### COLLECTED MATERIAL
===

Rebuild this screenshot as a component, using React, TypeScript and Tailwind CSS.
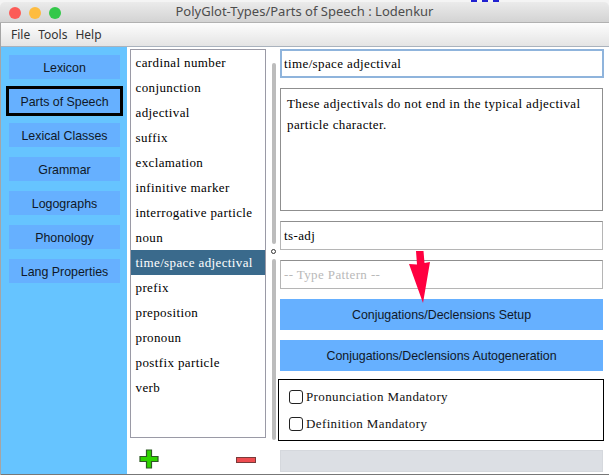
const navItems = ["Lexicon", "Parts of Speech", "Lexical Classes", "Grammar", "Logographs", "Phonology", "Lang Properties"];

const partsOfSpeech = [
  "cardinal number",
  "conjunction",
  "adjectival",
  "suffix",
  "exclamation",
  "infinitive marker",
  "interrogative particle",
  "noun",
  "time/space adjectival",
  "prefix",
  "preposition",
  "pronoun",
  "postfix particle",
  "verb",
];

const serif = "font-['Liberation_Serif',serif] text-[13px] tracking-[0.38px]";
const sans = "pt-[2px] font-['Liberation_Sans',sans-serif] text-[12.4px] text-[#101828]";

function Field({ text, placeholder }: { text: string; placeholder?: boolean }) {
  return (
    <div
      className={`flex h-[29px] w-[323px] items-center border border-[#b5b5b5] border-t-[#8f8f8f] bg-white pl-[3px] ${serif} ${placeholder ? "text-[#b9b9b9]" : "text-black"}`}
    >
      {text}
    </div>
  );
}

function Check({ label }: { label: string }) {
  return (
    <div className={`flex items-center gap-[3px] leading-[14px] ${serif} text-[#111]`}>
      <span className="h-[14px] w-[14px] rounded-[3px] border border-[#222] bg-white" />
      {label}
    </div>
  );
}

export default function App() {
  return (
    <div className="relative h-[475px] w-[609px] overflow-hidden bg-[#f4f4f4] pt-[2px]">
      {/* sliver of the desktop behind the window */}
      <div className="absolute left-[471px] top-0 h-[2px] w-[28px] border-t-2 border-dashed border-[#2020d0]" />

      {/* title bar */}
      <div className="relative flex h-[21px] items-center justify-center rounded-t-[5px] border-b border-[#b1b1b1] bg-gradient-to-b from-[#ebebeb] to-[#d3d3d3] font-['Noto_Sans',sans-serif] text-[13px] text-[#4d4d4d]">
        <div className="absolute left-[9px] top-[5px] flex gap-[8px]">
          <span className="h-[12px] w-[12px] rounded-full bg-[#fc5b57]" />
          <span className="h-[12px] w-[12px] rounded-full bg-[#fdbc40]" />
          <span className="h-[12px] w-[12px] rounded-full bg-[#34c84a]" />
        </div>
        PolyGlot-Types/Parts of Speech : Lodenkur
      </div>

      {/* menu bar */}
      <div className="flex h-[24px] items-center gap-[8px] border-b border-[#a9b2bd] bg-gradient-to-b from-[#fdfdfd] to-[#e4e4e4] pl-[11px] font-['Noto_Sans',sans-serif] text-[12px] text-[#333]">
        <span>File</span>
        <span>Tools</span>
        <span>Help</span>
      </div>

      <div className="flex h-[427px] bg-white pl-[1px]">
        {/* sidebar */}
        <div className="flex w-[126px] flex-col gap-[10px] bg-[#66c4ff] pl-[8px] pt-[8px]">
          {navItems.map((item) => (
            <div
              key={item}
              className={`flex h-[24px] w-[111px] items-center justify-center bg-[#66b0ff] ${sans} ${
                item === "Parts of Speech" ? "outline-[3px] outline-black" : ""
              }`}
            >
              {item}
            </div>
          ))}
        </div>

        {/* list column */}
        <div className="ml-[3px] flex w-[136px] flex-col">
          <div className="mt-[2px] h-[389px] border border-[#9a9aa6] bg-white">
            {partsOfSpeech.map((item) => (
              <div
                key={item}
                className={`flex h-[25px] items-center pl-[4.500px] ${serif} ${
                  item === "time/space adjectival" ? "bg-[#3a6a8c] text-white" : "text-black"
                }`}
              >
                {item}
              </div>
            ))}
          </div>
          <div className="flex items-center pt-[11px]">
            <svg className="ml-[9px]" width="21" height="21" viewBox="0 0 21 21">
              <path d="M7.5 1h5v6.500H19v5h-6.500V19h-5v-6.500H1v-5h6.500z" fill="#2fd400" stroke="#2d5a24" strokeWidth="1.200" />
            </svg>
            <svg className="ml-[76px]" width="20" height="8" viewBox="0 0 20 8">
              <rect x="0.5" y="1.5" width="19" height="5" fill="#ee4c50" stroke="#7a3a3a" />
            </svg>
          </div>
        </div>

        {/* splitter */}
        <div className="ml-[5px] flex w-[5px] flex-col items-center">
          <div className="mt-[16px] h-[181px] w-[4px] rounded-full bg-[#bcbcbc]" />
          <div className="mt-[5px] h-[5px] w-[5px] rounded-full border border-[#333] bg-white" />
          <div className="mt-[5px] h-[181px] w-[4px] rounded-full bg-[#bcbcbc]" />
        </div>

        {/* detail column */}
        <div className="ml-[4px] flex flex-col pt-[2px]">
          <div className={`flex h-[29px] w-[324px] items-center border-2 border-[#8fb4dc] bg-white pl-[2px] text-black ${serif}`}>
            time/space adjectival
          </div>
          <div className={`mt-[10px] h-[123px] w-[323px] border border-[#8f8f8f] bg-white px-[6px] pt-[4px] leading-[21px] text-black ${serif}`}>
            These adjectivals do not end in the typical adjectival particle character.
          </div>
          <div className="mt-[10px]">
            <Field text="ts-adj" />
          </div>
          <div className="mt-[10px]">
            <Field text="-- Type Pattern --" placeholder />
          </div>
          <div className={`mt-[10px] flex h-[31px] w-[323px] items-center justify-center bg-[#66b0ff] ${sans}`}>
            Conjugations/Declensions Setup
          </div>
          <div className={`mt-[10px] flex h-[31px] w-[323px] items-center justify-center bg-[#66b0ff] ${sans}`}>
            Conjugations/Declensions Autogeneration
          </div>
          <div className="-ml-[2px] mt-[8px] flex h-[62px] w-[326px] flex-col justify-center gap-[13px] border border-black bg-white pl-[10px]">
            <Check label="Pronunciation Mandatory" />
            <Check label="Definition Mandatory" />
          </div>
          <div className="mt-[9px] h-[22px] w-[323px] border border-[#d5d8dd] bg-[#dcdfe4]" />
        </div>
      </div>

      {/* window edges */}
      <div className="absolute bottom-0 left-0 h-px w-full bg-[#777]" />
      <div className="absolute bottom-0 left-0 top-[23px] w-px bg-[#a5a5a5]" />

      {/* annotation arrow */}
      <svg className="absolute left-[409px] top-[250px]" width="24" height="54" viewBox="0 0 24 54">
        <path d="M7 1h7.500l1 12L21 12 14 53 0 14l8 .500z" fill="#ff0040" />
      </svg>
    </div>
  );
}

===

### TASK OBJECTIVE
Leaving out the pictures, repeat the data above exactly.

### SOLUTION
Rebuild this screenshot as a component, using React, TypeScript and Tailwind CSS.
const navItems = ["Lexicon", "Parts of Speech", "Lexical Classes", "Grammar", "Logographs", "Phonology", "Lang Properties"];

const partsOfSpeech = [
  "cardinal number",
  "conjunction",
  "adjectival",
  "suffix",
  "exclamation",
  "infinitive marker",
  "interrogative particle",
  "noun",
  "time/space adjectival",
  "prefix",
  "preposition",
  "pronoun",
  "postfix particle",
  "verb",
];

const serif = "font-['Liberation_Serif',serif] text-[13px] tracking-[0.38px]";
const sans = "pt-[2px] font-['Liberation_Sans',sans-serif] text-[12.4px] text-[#101828]";

function Field({ text, placeholder }: { text: string; placeholder?: boolean }) {
  return (
    <div
      className={`flex h-[29px] w-[323px] items-center border border-[#b5b5b5] border-t-[#8f8f8f] bg-white pl-[3px] ${serif} ${placeholder ? "text-[#b9b9b9]" : "text-black"}`}
    >
      {text}
    </div>
  );
}

function Check({ label }: { label: string }) {
  return (
    <div className={`flex items-center gap-[3px] leading-[14px] ${serif} text-[#111]`}>
      <span className="h-[14px] w-[14px] rounded-[3px] border border-[#222] bg-white" />
      {label}
    </div>
  );
}

export default function App() {
  return (
    <div className="relative h-[475px] w-[609px] overflow-hidden bg-[#f4f4f4] pt-[2px]">
      {/* sliver of the desktop behind the window */}
      <div className="absolute left-[471px] top-0 h-[2px] w-[28px] border-t-2 border-dashed border-[#2020d0]" />

      {/* title bar */}
      <div className="relative flex h-[21px] items-center justify-center rounded-t-[5px] border-b border-[#b1b1b1] bg-gradient-to-b from-[#ebebeb] to-[#d3d3d3] font-['Noto_Sans',sans-serif] text-[13px] text-[#4d4d4d]">
        <div className="absolute left-[9px] top-[5px] flex gap-[8px]">
          <span className="h-[12px] w-[12px] rounded-full bg-[#fc5b57]" />
          <span className="h-[12px] w-[12px] rounded-full bg-[#fdbc40]" />
          <span className="h-[12px] w-[12px] rounded-full bg-[#34c84a]" />
        </div>
        PolyGlot-Types/Parts of Speech : Lodenkur
      </div>

      {/* menu bar */}
      <div className="flex h-[24px] items-center gap-[8px] border-b border-[#a9b2bd] bg-gradient-to-b from-[#fdfdfd] to-[#e4e4e4] pl-[11px] font-['Noto_Sans',sans-serif] text-[12px] text-[#333]">
        <span>File</span>
        <span>Tools</span>
        <span>Help</span>
      </div>

      <div className="flex h-[427px] bg-white pl-[1px]">
        {/* sidebar */}
        <div className="flex w-[126px] flex-col gap-[10px] bg-[#66c4ff] pl-[8px] pt-[8px]">
          {navItems.map((item) => (
            <div
              key={item}
              className={`flex h-[24px] w-[111px] items-center justify-center bg-[#66b0ff] ${sans} ${
                item === "Parts of Speech" ? "outline-[3px] outline-black" : ""
              }`}
            >
              {item}
            </div>
          ))}
        </div>

        {/* list column */}
        <div className="ml-[3px] flex w-[136px] flex-col">
          <div className="mt-[2px] h-[389px] border border-[#9a9aa6] bg-white">
            {partsOfSpeech.map((item) => (
              <div
                key={item}
                className={`flex h-[25px] items-center pl-[4.500px] ${serif} ${
                  item === "time/space adjectival" ? "bg-[#3a6a8c] text-white" : "text-black"
                }`}
              >
                {item}
              </div>
            ))}
          </div>
          <div className="flex items-center pt-[11px]">
            <svg className="ml-[9px]" width="21" height="21" viewBox="0 0 21 21">
              <path d="M7.5 1h5v6.500H19v5h-6.500V19h-5v-6.500H1v-5h6.500z" fill="#2fd400" stroke="#2d5a24" strokeWidth="1.200" />
            </svg>
            <svg className="ml-[76px]" width="20" height="8" viewBox="0 0 20 8">
              <rect x="0.5" y="1.5" width="19" height="5" fill="#ee4c50" stroke="#7a3a3a" />
            </svg>
          </div>
        </div>

        {/* splitter */}
        <div className="ml-[5px] flex w-[5px] flex-col items-center">
          <div className="mt-[16px] h-[181px] w-[4px] rounded-full bg-[#bcbcbc]" />
          <div className="mt-[5px] h-[5px] w-[5px] rounded-full border border-[#333] bg-white" />
          <div className="mt-[5px] h-[181px] w-[4px] rounded-full bg-[#bcbcbc]" />
        </div>

        {/* detail column */}
        <div className="ml-[4px] flex flex-col pt-[2px]">
          <div className={`flex h-[29px] w-[324px] items-center border-2 border-[#8fb4dc] bg-white pl-[2px] text-black ${serif}`}>
            time/space adjectival
          </div>
          <div className={`mt-[10px] h-[123px] w-[323px] border border-[#8f8f8f] bg-white px-[6px] pt-[4px] leading-[21px] text-black ${serif}`}>
            These adjectivals do not end in the typical adjectival particle character.
          </div>
          <div className="mt-[10px]">
            <Field text="ts-adj" />
          </div>
          <div className="mt-[10px]">
            <Field text="-- Type Pattern --" placeholder />
          </div>
          <div className={`mt-[10px] flex h-[31px] w-[323px] items-center justify-center bg-[#66b0ff] ${sans}`}>
            Conjugations/Declensions Setup
          </div>
          <div className={`mt-[10px] flex h-[31px] w-[323px] items-center justify-center bg-[#66b0ff] ${sans}`}>
            Conjugations/Declensions Autogeneration
          </div>
          <div className="-ml-[2px] mt-[8px] flex h-[62px] w-[326px] flex-col justify-center gap-[13px] border border-black bg-white pl-[10px]">
            <Check label="Pronunciation Mandatory" />
            <Check label="Definition Mandatory" />
          </div>
          <div className="mt-[9px] h-[22px] w-[323px] border border-[#d5d8dd] bg-[#dcdfe4]" />
        </div>
      </div>

      {/* window edges */}
      <div className="absolute bottom-0 left-0 h-px w-full bg-[#777]" />
      <div className="absolute bottom-0 left-0 top-[23px] w-px bg-[#a5a5a5]" />

      {/* annotation arrow */}
      <svg className="absolute left-[409px] top-[250px]" width="24" height="54" viewBox="0 0 24 54">
        <path d="M7 1h7.500l1 12L21 12 14 53 0 14l8 .500z" fill="#ff0040" />
      </svg>
    </div>
  );
}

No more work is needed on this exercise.